La joie immense que cette victoire répandait dans la colonie devait être pourtant troublée par la perte de M. de Sainte-Hélène qui mourut à l’Hôtel-Dieu des suites de sa blessure, dans les premiers jours du mois de décembre.
Le deuil causé par la mort de ce vaillant capitaine durait encore, quand une autre perte, non moins douloureuse et regrettable vint frapper la colonie et la famille LeMoyne, le sept juin de l’année suivante.
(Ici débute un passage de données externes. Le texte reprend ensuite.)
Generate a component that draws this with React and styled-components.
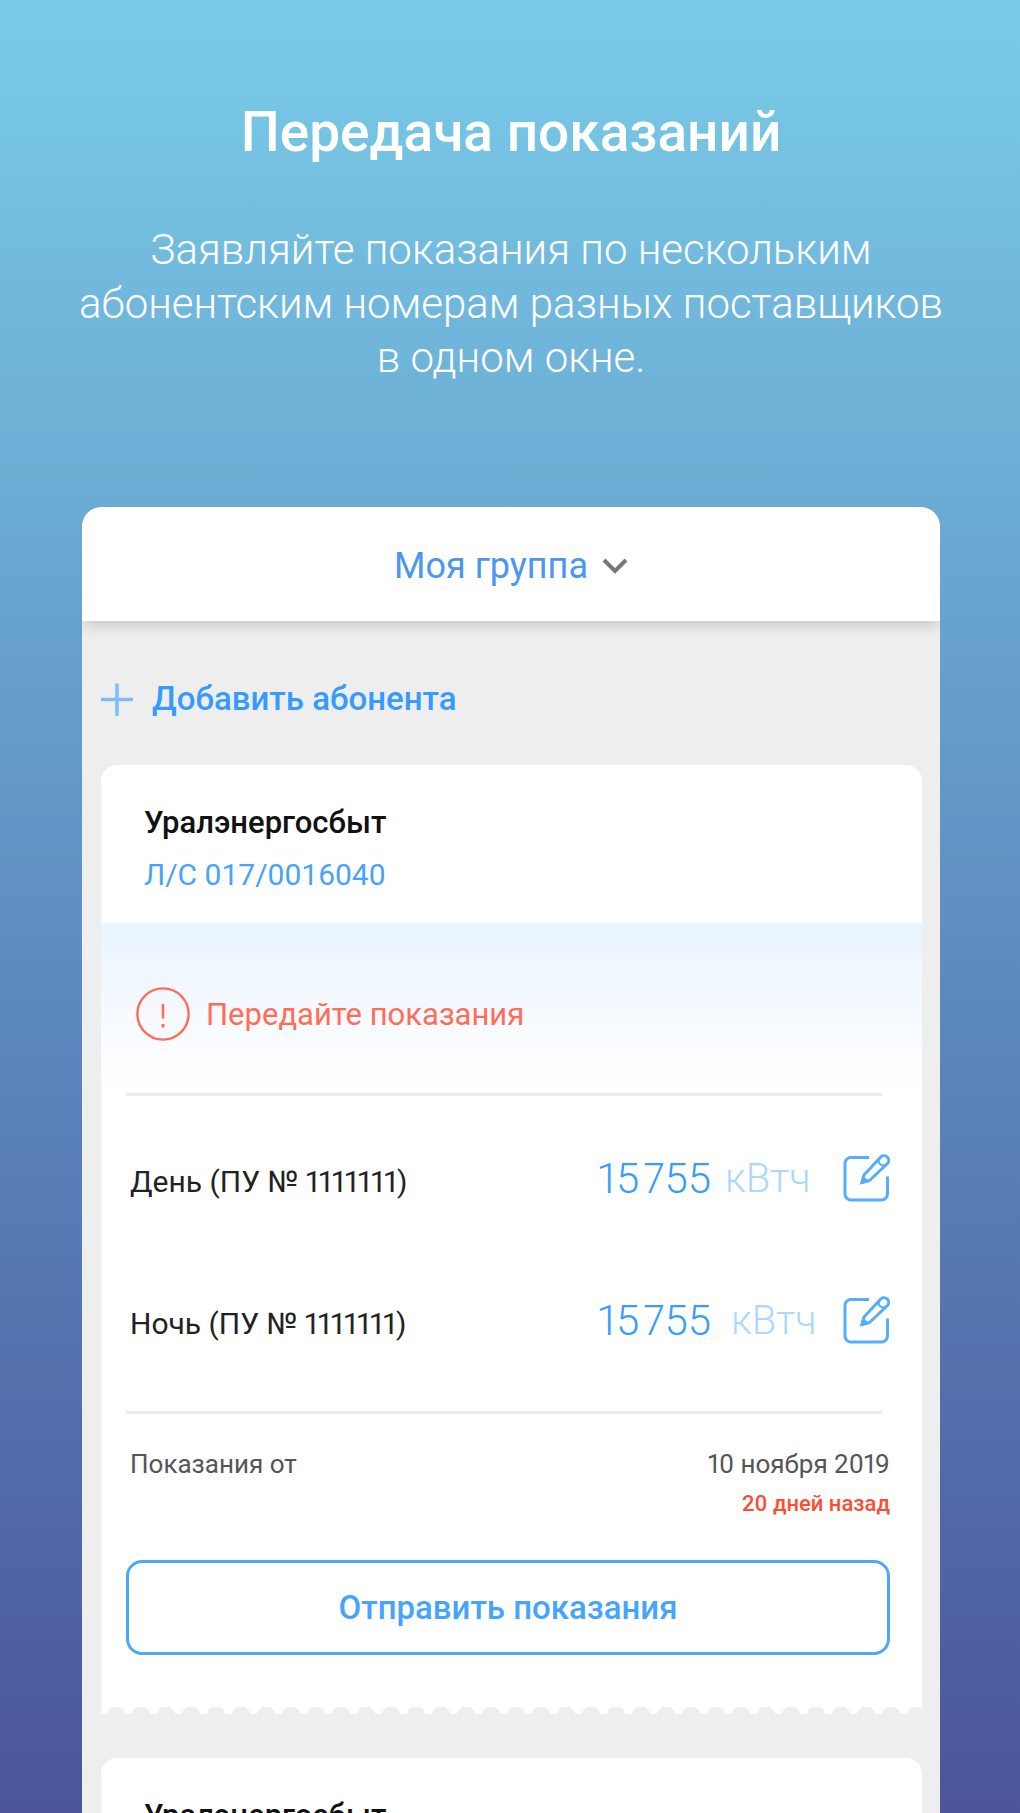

Les Iroquois recommençaient leurs sanglantes incursions, et plusieurs de leurs partis de guerre s’étaient répandus aux environs de Montréal, lorsque M. de Vaudreuil, avec François de Bienville, le chevalier de Crisasy et le capitaine de la Mine, se portèrent au-devant des barbares avec une centaine de soldats et de miliciens. Le sept juin 1691 la petite troupe se dirigea sur Repentigny, où une bande d’Onnéyouts s’étaient logés dans une maison que les habitants avaient désertée à rapproche des maraudeurs. On arriva de nuit près de cette habitation, devant laquelle quinze Iroquois dormaient aussi paisiblement que s’ils eussent été couchés dans leur village. On les massacra sans pitié, et l’on attaqua la maison où les douze Iroquois, qui s’y étaient rétranchés, opposèrent la plus vigoureuse résistance. Dans la chaleur de l’action, le sieur de Bienville s’étant trop exposé, reçut en plein corps une arquebusade qui le renversa mort. Exaspéré par la perte de son brave compagnon, M. de Vaudreuil fit mettre le feu à la maison. Les Iroquois, forcés dans leurs retranchements, tentent une sortie dans laquelle huit succombent, tandis que les autres sont repoussés dans les flammes, qui les enveloppent et les consument en un instant. Les Canadiens commençaient à comprendre que, pour amener ces barbares à les traiter plus humainement, il fallait d’abord user à leur égard des mêmes procédés dont ils se servaient envers nous.
Madame LeMoyne était une femme trempée à l’antique, et pourtant la perte cruelle et si rapprochée de deux de ses fils brisa son cœur de mère. Elle mourut cette année-là même, à Montréal, où elle fut inhumée au milieu des regrets de tous ceux qui l’avaient connue, et qui avaient pu apprécier toutes les belles qualités de son âme.